:: Task statement ::
Report the number of lines in the entries below that include the word "React", and nothing else.

:: The records ::

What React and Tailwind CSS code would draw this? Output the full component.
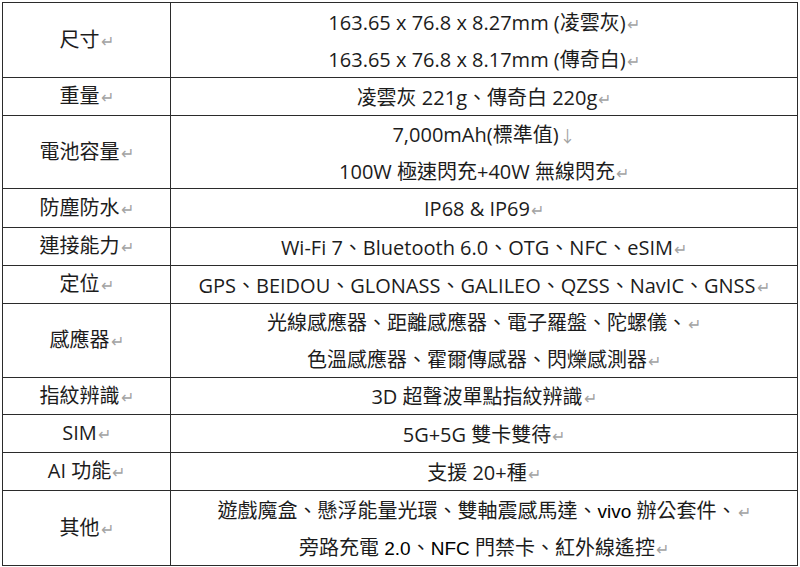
const Ret = () => <span className="text-[#a3a3a3] text-[16px] ml-[1px]">↵</span>;
const Down = () => <span className="text-[#a3a3a3] text-[16px] ml-[1px]">↓</span>;
const Ar = ({ children }) => (
    <span className="font-['Liberation_Sans','Noto_Sans_CJK_TC',sans-serif] text-[19px] text-black">{children}</span>
);

const rows = [
    {
        label: '尺寸',
        h: 'h-[75px]',
        lines: [
            <>163.65 x 76.8 x 8.27mm (凌雲灰)<Ret /></>,
            <>163.65 x 76.8 x 8.17mm (傳奇白)<Ret /></>,
        ],
    },
    { label: '重量', h: 'h-[38px]', lines: [<>凌雲灰 221g、傳奇白 220g<Ret /></>] },
    {
        label: '電池容量',
        h: 'h-[73px]',
        lines: [
            <>7,000mAh(標準值)<Down /></>,
            <>100W 極速閃充+40W 無線閃充<Ret /></>,
        ],
    },
    { label: '防塵防水', h: 'h-[39px]', lines: [<>IP68 &amp; IP69<Ret /></>] },
    { label: '連接能力', h: 'h-[38px]', lines: [<>Wi-Fi 7、Bluetooth 6.0、OTG、NFC、eSIM<Ret /></>] },
    { label: '定位', h: 'h-[38px]', lines: [<>GPS、BEIDOU、GLONASS、GALILEO、QZSS、NavIC、GNSS<Ret /></>] },
    {
        label: '感應器',
        h: 'h-[74px]',
        lines: [
            <>光線感應器、距離感應器、電子羅盤、陀螺儀、<Ret /></>,
            <>色溫感應器、霍爾傳感器、閃爍感測器<Ret /></>,
        ],
    },
    { label: '指紋辨識', h: 'h-[37px]', lines: [<>3D 超聲波單點指紋辨識<Ret /></>] },
    { label: 'SIM', h: 'h-[38px]', lines: [<>5G+5G 雙卡雙待<Ret /></>] },
    { label: 'AI 功能', h: 'h-[38px]', lines: [<>支援 20+種<Ret /></>] },
    {
        label: '其他',
        h: 'h-[75px]',
        lines: [
            <>遊戲魔盒、懸浮能量光環、雙軸震感馬達、<Ar>vivo</Ar> 辦公套件、<Ret /></>,
            <>旁路充電 <Ar>2.0</Ar>、<Ar>NFC</Ar> 門禁卡、紅外線遙控<Ret /></>,
        ],
    },
];

export default function App() {
    return (
        <div className="w-[800px] h-[567px] bg-white pt-[2px] pl-[2px] font-['Open_Sans','Noto_Sans_CJK_TC',sans-serif] text-[20px] text-[#1c1c1c]">
            <div className="w-[796px] border-t border-l border-[#2b2b2b]">
                {rows.map((r) => (
                    <div key={r.label} className={`flex ${r.h}`}>
                        <div className="w-[168px] shrink-0 flex items-center justify-center border-r border-b border-[#2b2b2b] leading-[36px]">
                            <span>{r.label}<Ret /></span>
                        </div>
                        <div className="flex-1 min-h-0 flex flex-col items-center justify-center pt-[3px] border-r border-b border-[#2b2b2b] leading-[36px]">
                            {r.lines.map((l, i) => (
                                <div key={i} className="whitespace-nowrap">{l}</div>
                            ))}
                        </div>
                    </div>
                ))}
            </div>
        </div>
    );
}
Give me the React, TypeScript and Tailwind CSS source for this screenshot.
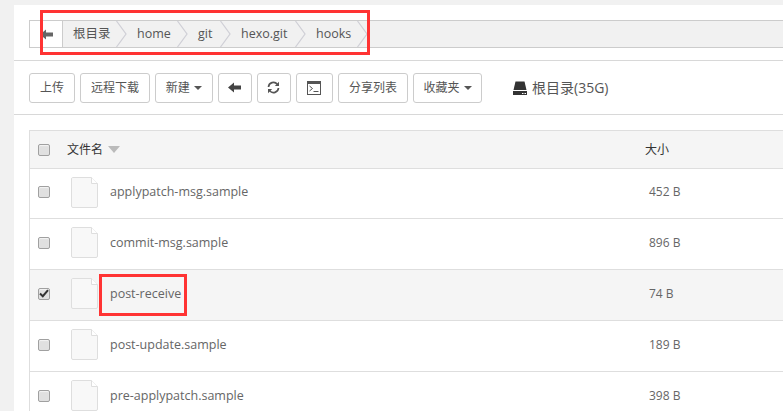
const FONT = "font-['Open_Sans','Noto_Sans_CJK_SC',sans-serif]";

function Chevron() {
  return (
    <svg width="11" height="26" viewBox="0 0 11 26" className="shrink-0">
      <polyline points="0.5,0 10,13 0.5,26" fill="none" stroke="#cfcfd6" strokeWidth="1.2" />
    </svg>
  );
}

function Caret() {
  return <span className="ml-1 inline-block h-0 w-0 border-x-[4px] border-t-[4px] border-x-transparent border-t-[#555]" />;
}

function ArrowLeft({ color = "#444" }: { color?: string }) {
  return (
    <svg width="13" height="11" viewBox="0 0 13 11">
      <path d="M0 5.5 L6 0.5 V3.5 H13 V7.5 H6 V10.5 Z" fill={color} />
    </svg>
  );
}

function Refresh() {
  return (
    <svg width="13" height="13" viewBox="0 0 13 13" fill="none" stroke="#555" strokeWidth="1.7">
      <path d="M1.5 6 A5 5 0 0 1 10.3 3.2" />
      <path d="M11.5 7 A5 5 0 0 1 2.7 9.8" />
      <path d="M12 0.8 V5 H7.8 Z" fill="#555" stroke="none" />
      <path d="M1 12.2 V8 H5.2 Z" fill="#555" stroke="none" />
    </svg>
  );
}

function Terminal() {
  return (
    <svg width="14" height="14" viewBox="0 0 14 14" fill="none">
      <rect x="0.5" y="0.5" width="13" height="13" fill="#fff" stroke="#555" />
      <rect x="0.5" y="0.5" width="13" height="2.5" fill="#555" />
      <path d="M2.5 5 L5.5 7.5 L2.5 10" stroke="#555" />
      <path d="M6.5 10.5 H11.5" stroke="#555" />
    </svg>
  );
}

function Disk() {
  return (
    <svg width="14" height="14" viewBox="0 0 14 14" className="shrink-0">
      <path d="M2.5 0.5 H11.5 L13.5 9 H0.5 Z" fill="#333" />
      <rect x="0" y="10" width="14" height="4" fill="#333" />
      <rect x="9" y="12" width="1.5" height="1" fill="#fff" />
      <rect x="11.5" y="12" width="1.5" height="1" fill="#fff" />
    </svg>
  );
}

function FileIcon() {
  return (
    <svg width="27" height="31" viewBox="0 0 27 31" className="shrink-0">
      <path d="M1.5 0.5 H20.5 L26.5 6.5 V29 A1.5 1.5 0 0 1 25 30.5 H2 A1.5 1.5 0 0 1 0.5 29 V2 A1.5 1.5 0 0 1 1.5 0.5 Z" fill="#f8f8f8" stroke="#dedede" />
      <path d="M20.5 0.5 V6.5 H26.5" fill="#fff" stroke="#dedede" />
    </svg>
  );
}

function Check({ checked = false }: { checked?: boolean }) {
  return (
    <span className="flex h-3 w-3 shrink-0 items-center justify-center rounded-[2px] border border-[#a0a0a0] bg-[#e0e0e0] shadow-[inset_0_1px_1px_#f4f4f4]">
      {checked && (
        <svg width="10" height="9" viewBox="0 0 10 9">
          <path d="M1 4.5 L3.8 7.2 L9 1.2" fill="none" stroke="#333" strokeWidth="2" />
        </svg>
      )}
    </span>
  );
}

function Btn({ className, children }: { className: string; children: React.ReactNode }) {
  return (
    <div className={`flex h-[30px] items-center justify-center rounded-[3px] border border-[#ccc] bg-white text-xs text-[#555] ${className}`}>
      {children}
    </div>
  );
}

const crumbs = [
  { name: "根目录", w: "w-[36px]" },
  { name: "home", w: "w-[33px]" },
  { name: "git", w: "w-[15px]" },
  { name: "hexo.git", w: "w-[47px]" },
  { name: "hooks", w: "w-[34px]" },
];

const files = [
  { name: "applypatch-msg.sample", size: "452 B", h: "h-[50px]", nudge: "" },
  { name: "commit-msg.sample", size: "896 B", h: "h-[51px]", nudge: "mt-[2px]" },
  { name: "post-receive", size: "74 B", checked: true, h: "h-[51px]", nudge: "mt-[2px]" },
  { name: "post-update.sample", size: "189 B", h: "h-[51px]", nudge: "mt-[2px]" },
  { name: "pre-applypatch.sample", size: "398 B", h: "h-[51px]", nudge: "mt-[2px]" },
];

export default function App() {
  return (
    <div className={`relative h-[411px] w-[783px] overflow-hidden bg-[#f1f1f1] pl-[14px] pt-[5px] ${FONT}`}>
      <div className="h-[406px] bg-white pl-[15px]">
        <div className="pt-[15px]">
          <div className="flex h-[28px] items-stretch border-y border-l border-[#ccc] bg-[#f1f1f1] text-[12.5px] text-[#555]">
            <div className="flex w-[33px] shrink-0 items-center justify-center border-r border-[#ccc] bg-white">
              <ArrowLeft color="#666" />
            </div>
            {crumbs.map((c) => (
              <div key={c.name} className="flex items-center">
                <span className={`ml-[10px] mr-[7px] whitespace-nowrap ${c.w}`}>{c.name}</span>
                <Chevron />
              </div>
            ))}
          </div>
        </div>

        <div className="mt-[12px] -ml-[15px] h-px bg-[#d8d8d8]" />

        <div className="flex h-[53px] items-center gap-[5px]">
          <Btn className="w-[46px]">上传</Btn>
          <Btn className="w-[70px]">远程下载</Btn>
          <Btn className="w-[57.5px]">新建<Caret /></Btn>
          <Btn className="w-[34px]"><ArrowLeft /></Btn>
          <Btn className="w-[34px]"><Refresh /></Btn>
          <Btn className="w-[37.5px]"><Terminal /></Btn>
          <Btn className="w-[70px]">分享列表</Btn>
          <Btn className="w-[69px]">收藏夹<Caret /></Btn>
          <div className="ml-[26px] flex items-center gap-[5px] text-sm text-[#555]">
            <Disk />
            <span>根目录(35G)</span>
          </div>
        </div>

        <div className="-ml-[15px] h-px bg-[#d8d8d8]" />

        <div className="mt-[15px] border-l border-t border-[#dedede]">
          <div className="flex h-[37px] items-center bg-[#f5f5f5] pl-[8px] text-xs text-[#333]">
            <Check />
            <span className="ml-[17px] w-[38px]">文件名</span>
            <span className="ml-[3px] h-0 w-0 border-x-[6px] border-t-[7px] border-x-transparent border-t-[#bbb]" />
            <span className="ml-[525px]">大小</span>
          </div>
          {files.map((f) => (
            <div
              key={f.name}
              className={`flex items-center border-t border-[#dedede] pb-[3px] pl-[8px] text-[12.5px] text-[#666] ${f.h} ${f.checked ? "bg-[#f5f5f5]" : "bg-white"}`}
            >
              <Check checked={f.checked} />
              <span className="ml-[21px]"><FileIcon /></span>
              <span className={`ml-[12px] w-[539px] whitespace-nowrap ${f.nudge}`}>{f.name}</span>
              <span className="text-xs">{f.size}</span>
            </div>
          ))}
        </div>
      </div>

      <div className="absolute left-[40px] top-[10px] h-[45px] w-[330px] border-[3px] border-[#ff3333]" />
      <div className="absolute left-[99px] top-[274px] h-[42px] w-[88px] border-[3px] border-[#ff3333]" />
    </div>
  );
}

:: Solution ::
3